A report at readwrite.web says, “Do apps that work with Pebble’s smartwatch violate Apple’s App Store guidelines? Apple reportedly says no. But for some reason, the App Store keeps rejecting them anyway.”
There’s no doubt the Apple Watch is a gamble for Apple. But a look at Apple’s three most significant product releases of the last decade points to why they are so protective.
The iPhone was a pivotal product. But there was little in the iPhone that was new from a technology point of view. The magic was the interaction between the user interface and hardware – instead of slapping together a bunch of technical features, Apple was able to start with the user experience and made all of that work seamlessly.
The iPhone has been the biggest technology revolution of the last decade. It turned the technology industry from being product-focused to putting the customer first.
The iPad was similar. For many years a light, easy to use tablet computer seemed impossible. Microsoft championed its tablet platforms but, outside vertical applications, they gained little traction.
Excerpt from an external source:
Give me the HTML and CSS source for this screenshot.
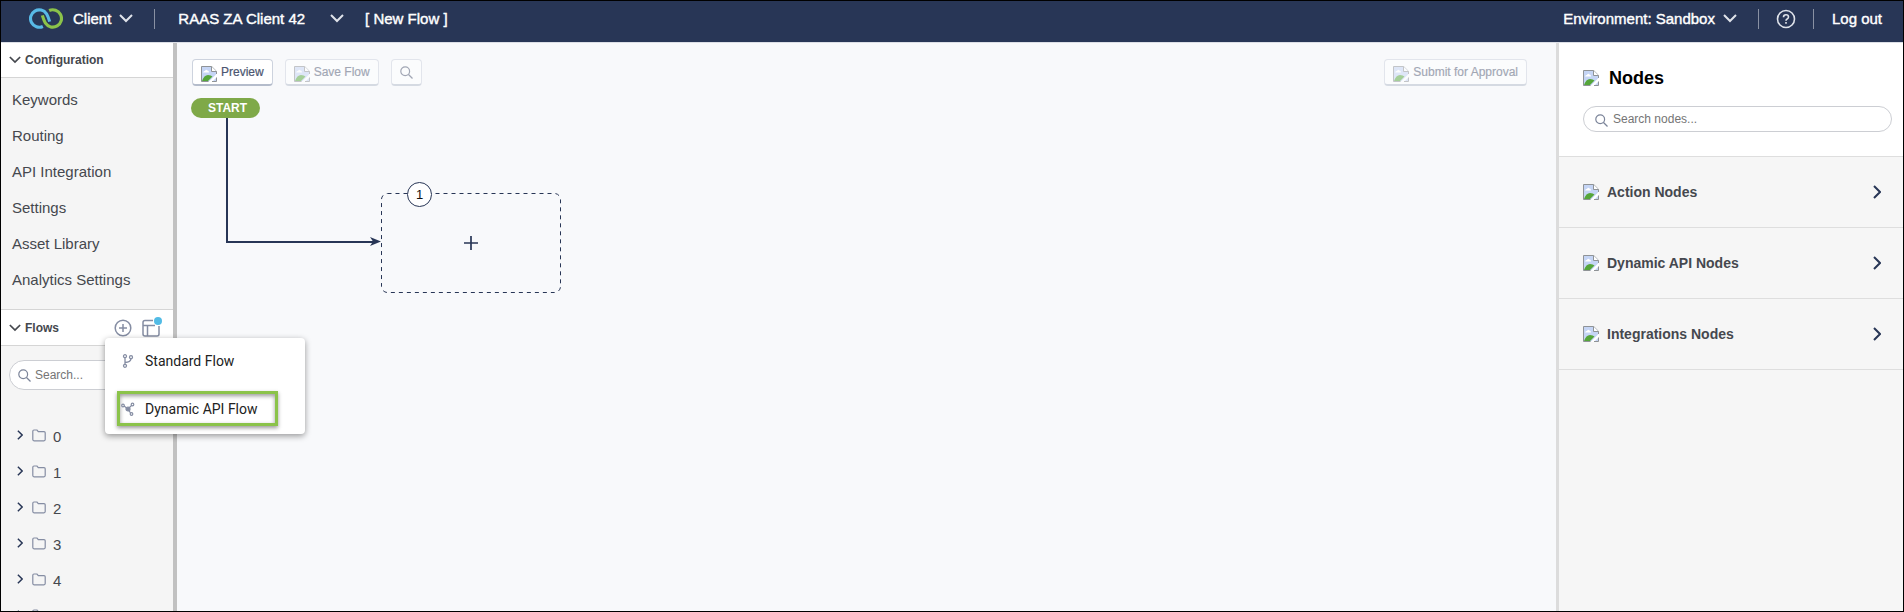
FILE: index.html
```
<!DOCTYPE html>
<html lang="en">
<head>
    <meta charset="UTF-8">
    <title>Flow Builder</title>
    <link rel="stylesheet" href="styles.css">
</head>
<body>
<!-- shared icons -->
<svg class="sprite" aria-hidden="true">
    <symbol id="down" viewBox="0 0 14 9"><path d="M1 1l6 6 6-6" fill="none" stroke="currentColor" stroke-width="2"/></symbol>
    <symbol id="right" viewBox="0 0 8 14"><path d="M1 1l6 6-6 6" fill="none" stroke="currentColor" stroke-width="2"/></symbol>
    <symbol id="search" viewBox="0 0 13 13"><circle cx="5.2" cy="5.2" r="4.4" fill="none" stroke="currentColor" stroke-width="1.2"/><path d="M8.5 8.5l4 4" stroke="currentColor" stroke-width="1.2"/></symbol>
    <symbol id="folder" viewBox="0 0 14 13"><path d="M.8 2.2Q.8 1 2 1h3l1.3 1.6H12q1.2 0 1.2 1.2v6.8q0 1.2-1.2 1.2H2Q.8 11.8.8 10.6z" fill="none" stroke="currentColor" stroke-width="1.2"/></symbol>
    <symbol id="picture" viewBox="0 0 16 16">
        <path d="M.5.5h10.2l4.8 4.8v10.2H.5z" fill="#c5d5f5"/>
        <path d="M2 6.500q.5-2 2-1.500 1-2 2.500-.5 1.500 0 1.500 2z" fill="#fff"/>
        <path d="M1 15q2-6 6-6 3 0 4.500 1.500L7 15z" fill="#55a63a"/>
        <path d="M7.500 16L16 7.500V11l-5 5z" fill="#fff"/>
        <path d="M15.500 8V5.300L10.700.5H.5v15h7M11 15.500h4.500V11.500" fill="none" stroke="#8f9396"/>
        <path d="M10.500.5v5h5" fill="#fff" stroke="#8f9396"/>
    </symbol>
</svg>
<div id="app">
    <header id="topbar">
        <svg class="logo" viewBox="0 0 32 20" fill="none" stroke-width="3">
            <path d="M13 17.600A8.300 8.300 0 1 1 16.500 5.500Q18 8 19.500 13" stroke="#58b9e6"/>
            <path d="M19 2.400A8.300 8.300 0 1 1 15.500 14.500Q14 12 12.500 7" stroke="#8bc34a"/>
        </svg>
        <button class="drop client">Client <svg class="down"><use href="#down"/></svg></button>
        <span class="bar"></span>
        <button class="drop account">RAAS ZA Client 42 <svg class="down"><use href="#down"/></svg></button>
        <span class="flow-name">[ New Flow ]</span>
        <button class="drop env">Environment: Sandbox <svg class="down"><use href="#down"/></svg></button>
        <span class="bar"></span>
        <button class="help" aria-label="Help">
            <svg viewBox="0 0 20 20" fill="none" stroke="currentColor" stroke-width="1.600"><circle cx="10" cy="10" r="8.500"/><path d="M7.500 8.200q0-2.400 2.500-2.400t2.500 2.200q0 1.300-1.400 2-1.100.5-1.100 1.700M10 13v1.800"/></svg>
        </button>
        <span class="bar"></span>
        <a class="logout" href="#">Log out</a>
    </header>
    <main>
        <nav id="sidebar">
            <div class="section"><svg class="small-down"><use href="#down"/></svg><h2>Configuration</h2></div>
            <ul class="config">
                <li><a href="#">Keywords</a></li>
                <li><a href="#">Routing</a></li>
                <li><a href="#">API Integration</a></li>
                <li><a href="#">Settings</a></li>
                <li><a href="#">Asset Library</a></li>
                <li><a href="#">Analytics Settings</a></li>
            </ul>
            <div class="section flows">
                <svg class="small-down"><use href="#down"/></svg><h2>Flows</h2>
                <button class="tool" aria-label="Add flow">
                    <svg viewBox="0 0 18 18" fill="none" stroke="currentColor" stroke-width="1.500"><circle cx="9" cy="9" r="7.800"/><path d="M9 5v8M5 9h8"/></svg>
                </button>
                <button class="tool" aria-label="Templates">
                    <svg viewBox="0 0 18 18" fill="none" stroke="currentColor" stroke-width="1.500"><path d="M11 1.500H3Q1 1.500 1 3.500V15q0 2 2 2h12q2 0 2-2V7M1 6.500h12M5.500 6.500V17"/></svg>
                    <span class="dot"></span>
                </button>
                <div id="menu">
                    <button>
                        <svg viewBox="0 0 14 14" fill="none" stroke="currentColor" stroke-width="1.300"><circle cx="4" cy="2.200" r="1.500"/><circle cx="4" cy="11.800" r="1.500"/><circle cx="10" cy="3.200" r="1.500"/><path d="M4 3.700v6.600M4 8.500q5.500 0 6-3.800"/></svg>
                        Standard Flow
                    </button>
                    <button class="selected">
                        <svg viewBox="0 0 14 14" fill="none" stroke="currentColor" stroke-width="1.200"><path d="M3 4l4 3 3.500-3.500M7 7l2.500 4"/><circle cx="7" cy="7" r="2" fill="currentColor"/><circle cx="2" cy="3.500" r="1.300"/><circle cx="11.500" cy="2.500" r="1.300"/><circle cx="10.500" cy="12" r="1.300"/></svg>
                        Dynamic API Flow
                    </button>
                </div>
            </div>
            <label class="search"><svg><use href="#search"/></svg><input type="text" placeholder="Search..." aria-label="Search flows"></label>
            <ul class="folders">
                <li><svg class="right"><use href="#right"/></svg><svg class="folder"><use href="#folder"/></svg><a href="#">0</a></li>
                <li><svg class="right"><use href="#right"/></svg><svg class="folder"><use href="#folder"/></svg><a href="#">1</a></li>
                <li><svg class="right"><use href="#right"/></svg><svg class="folder"><use href="#folder"/></svg><a href="#">2</a></li>
                <li><svg class="right"><use href="#right"/></svg><svg class="folder"><use href="#folder"/></svg><a href="#">3</a></li>
                <li><svg class="right"><use href="#right"/></svg><svg class="folder"><use href="#folder"/></svg><a href="#">4</a></li>
                <li><svg class="right"><use href="#right"/></svg><svg class="folder"><use href="#folder"/></svg></li>
            </ul>
        </nav>
        <section id="canvas">
            <div class="toolbar">
                <button class="btn"><svg class="pic"><use href="#picture"/></svg>Preview</button>
                <button class="btn" disabled><svg class="pic"><use href="#picture"/></svg>Save Flow</button>
                <button class="btn find" disabled aria-label="Find"><svg><use href="#search"/></svg></button>
                <button class="btn submit" disabled><svg class="pic"><use href="#picture"/></svg>Submit for Approval</button>
            </div>
            <div class="board">
                <svg class="wire" viewBox="0 0 160 136"><path d="M2 0v126h148" fill="none" stroke="#283656" stroke-width="2"/><path d="M145 121l11 4.500-11 4.500 3-4.500z" fill="#283656"/></svg>
                <div class="start">START</div>
                <div class="node">
                    <svg class="outline"><rect x=".5" y=".5" width="179" height="99" rx="6"/></svg>
                    <span class="number">1</span>
                    <button aria-label="Add node"><svg viewBox="0 0 14 14"><path d="M7 0v14M0 7h14" stroke="currentColor" stroke-width="1.700"/></svg></button>
                </div>
            </div>
        </section>
        <aside id="nodes">
            <div class="head">
                <h1><svg class="pic"><use href="#picture"/></svg>Nodes</h1>
                <label class="search"><svg><use href="#search"/></svg><input type="text" placeholder="Search nodes..." aria-label="Search nodes"></label>
            </div>
            <button class="group"><svg class="pic"><use href="#picture"/></svg>Action Nodes<svg class="right"><use href="#right"/></svg></button>
            <button class="group"><svg class="pic"><use href="#picture"/></svg>Dynamic API Nodes<svg class="right"><use href="#right"/></svg></button>
            <button class="group"><svg class="pic"><use href="#picture"/></svg>Integrations Nodes<svg class="right"><use href="#right"/></svg></button>
        </aside>
    </main>
</div>
</body>
</html>
```
FILE: styles.css
```
*{
    padding: 0;
    margin: 0;
    box-sizing: border-box;
}
body{
    font-family: "Liberation Sans", Arial, sans-serif;
    font-size: 15px;
    color: #45484e;
}
a{
    color: inherit;
    text-decoration: none;
}
ul{
    list-style: none;
}
button{
    font: inherit;
    color: inherit;
    background: none;
    border: none;
    cursor: pointer;
}
svg{
    flex: none;
    display: block;
}
.sprite{
    position: absolute;
    width: 0;
    height: 0;
}
#app{
    height: 100vh;
    border: 1px solid #000;
    display: flex;
    flex-direction: column;
    overflow: hidden;
}
main{
    flex: 1;
    min-height: 0;
    display: flex;
}

/* top bar */
#topbar{
    height: 42px;
    flex: none;
    display: flex;
    align-items: center;
    padding: 0 21px 6px 28px;
    background-color: #283656;
    border-bottom: 1px solid #dcdfe6;
    color: #fff;
    -webkit-text-stroke: 0.4px #fff;
}
.logo{
    width: 34px;
    height: 21px;
    margin-right: 10px;
}
.drop{
    display: flex;
    align-items: center;
    gap: 8px;
}
.down{
    width: 14px;
    height: 9px;
    color: #dfe3ea;
}
.bar{
    width: 1px;
    height: 20px;
    background-color: #8991a3;
}
.client{
    margin-right: 21px;
}
.account{
    margin-left: 23px;
    gap: 25px;
}
.flow-name{
    margin-left: 21px;
}
.env{
    margin-left: auto;
    margin-right: 21px;
}
.help{
    margin: 0 17px;
    color: #dfe3ea;
}
.help svg{
    width: 20px;
    height: 20px;
}
.logout{
    margin-left: 18px;
}

/* left side */
#sidebar{
    width: 176px;
    flex: none;
    background-color: #f5f5f5;
    border-right: 4px solid #c1c1c1;
}
.section{
    height: 35px;
    display: flex;
    align-items: center;
    padding: 0 13px 0 8px;
    background-color: #fff;
    border-bottom: 1px solid #d5d5d5;
}
.section h2{
    margin-left: 4px;
    font-size: 12px;
}
.small-down{
    width: 12px;
    height: 8px;
}
.config{
    padding: 4px 0 11px 11px;
}
.config li{
    height: 36px;
    line-height: 36px;
}
.flows{
    position: relative;
    height: 37px;
    border-top: 1px solid #d5d5d5;
}
.tool{
    position: relative;
    margin-left: 10px;
    color: #858da3;
}
.flows h2{
    margin-right: auto;
}
.tool svg{
    width: 18px;
    height: 18px;
}
.dot{
    position: absolute;
    top: -2px;
    right: -2px;
    width: 8px;
    height: 8px;
    border-radius: 50%;
    background-color: #52bbe5;
}
#menu{
    position: absolute;
    z-index: 2;
    left: 104px;
    top: 28px;
    width: 200px;
    height: 96px;
    background-color: #fff;
    border-radius: 4px;
    box-shadow: 0 2px 6px rgba(0, 0, 0, .4);
    font-family: Roboto, sans-serif;
    font-size: 14px;
    color: #222;
}
#menu button{
    display: flex;
    align-items: center;
    gap: 10px;
    width: 161px;
    height: 35px;
    margin: 5px 0 0 12px;
    padding-left: 4px;
}
#menu .selected{
    margin-top: 13px;
    padding-left: 1px;
    border: 3px solid #8bc34a;
    box-shadow: 0 2px 4px rgba(0, 0, 0, .4), inset 0 2px 4px rgba(0, 0, 0, .4);
}
#menu svg{
    width: 14px;
    height: 14px;
    color: #858da3;
}
.search{
    display: flex;
    align-items: center;
    background-color: #fff;
    border: 1px solid #ccced3;
    border-radius: 15px;
    color: #7b8499;
}
.search svg{
    width: 13px;
    height: 13px;
    margin: 0 4px 0 8px;
}
.search input{
    flex: 1;
    min-width: 0;
    border: none;
    outline: none;
    background: none;
    font: 12px "Liberation Sans", Arial, sans-serif;
}
.search input::placeholder{
    color: #757575;
}
#sidebar .search{
    height: 30px;
    margin: 14px 8px 27px;
}
.folders li{
    display: flex;
    align-items: center;
    height: 36px;
    padding-left: 16px;
}
.folders .right{
    width: 6px;
    height: 10px;
    margin-right: 9px;
    color: #283656;
}
.folders a{
    padding-top: 3px;
}
.folder{
    width: 14px;
    height: 13px;
    margin-right: 7px;
    color: #858da3;
}

/* canvas */
#canvas{
    flex: 1;
    min-width: 0;
    background-color: #f8f9fb;
}
.toolbar{
    display: flex;
    gap: 12px;
    padding: 16px 29px 0 15px;
}
.btn{
    display: flex;
    align-items: center;
    gap: 4px;
    height: 27px;
    padding: 0 8px;
    background-color: #fff;
    border: 1px solid #cdd3de;
    border-bottom: 2px solid #b4bccb;
    border-radius: 4px;
    font-size: 12px;
    color: #4c5670;
    -webkit-text-stroke: 0.2px #4c5670;
}
.btn:disabled{
    opacity: .5;
}
.pic{
    width: 16px;
    height: 16px;
}
.btn .pic{
    margin-top: 4px;
}
.find svg{
    width: 13px;
    height: 13px;
}
.submit{
    margin-left: auto;
}
.board{
    position: relative;
}
.start{
    position: absolute;
    left: 14px;
    top: 12px;
    width: 69px;
    height: 20px;
    padding-left: 4px;
    border-radius: 10px;
    background-color: #7fa948;
    color: #fff;
    font-size: 12px;
    font-weight: bold;
    line-height: 20px;
    text-align: center;
}
.wire{
    position: absolute;
    left: 48px;
    top: 30px;
    width: 160px;
    height: 136px;
}
.node{
    position: absolute;
    left: 204px;
    top: 107px;
    width: 180px;
    height: 100px;
    display: flex;
    align-items: center;
    justify-content: center;
    color: #283656;
}
.outline{
    position: absolute;
    left: 0;
    top: 0;
    width: 180px;
    height: 100px;
    fill: none;
    stroke: #283656;
    stroke-dasharray: 4 4;
}
.number{
    position: absolute;
    left: 26px;
    top: -11px;
    width: 25px;
    height: 25px;
    border: 1px solid #283656;
    border-radius: 50%;
    background-color: #fff;
    color: #111;
    font-size: 13px;
    line-height: 23px;
    text-align: center;
}
.node button svg{
    width: 14px;
    height: 14px;
}

/* right side */
#nodes{
    width: 347px;
    flex: none;
    background-color: #f6f6f6;
    border-left: 3px solid #dcdcdc;
}
.head{
    padding: 23px 11px 24px 24px;
    background-color: #fff;
    border-bottom: 1px solid #dedede;
}
.head h1{
    display: flex;
    align-items: center;
    gap: 10px;
    height: 24px;
    margin-bottom: 16px;
    font-size: 18px;
    color: #000;
}
.head .search{
    height: 26px;
}
.head .search svg{
    margin: 2px 5px 0 11px;
}
.group{
    display: flex;
    align-items: center;
    gap: 8px;
    width: 100%;
    height: 71px;
    padding: 0 22px 0 24px;
    border-bottom: 1px solid #dedede;
    font-size: 14px;
    font-weight: bold;
}
.group .right{
    width: 8px;
    height: 14px;
    margin-left: auto;
    color: #283656;
}
```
Again, Apple took a bunch of broken technologies and brought them together into a cohesive package. But, unlike the iPhone that addressed a market screaming for change, the iPad created a bunch of use-cases that no one had imagined.
While fitness bands like the Fitbit Flex and Charge offer tracking capability, the Surge is a much closer competitor. Similarly, the new Pebble Time competes against the Apple Watch – perhaps surpassing the Apple Watch in some ways with 5atm water resistance and seven days of battery life. And Pebble has its own vibrant developer community and an open platform that allows hardware makers to integrate.
Apple can choose whatever products it wants to sell through its outlets. But if a potential competitor satisfies all of its rules for submission to the App Store, as seems to be the case with some of the Pebble apps that have been rejected, then it’s pretty poor form to reject them.
That brings us to the Apple Watch. The number of people using smartwatches today is still very small. The iPhone disrupted a packed market. The iPad did the same – disrupting the computer industry. But the smartwatch business is still small and nascent.
Apple clearly wants this market to grow, as it sees it as a significant opportunity. And it is being fiercely protective.
It’s believed Fitbit’s lack of integration with Apple Health – and its public statement saying its customers aren’t asking for it – is behind their disappearance from Apple Stores. But protecting the Apple Watch’s market could be behind it.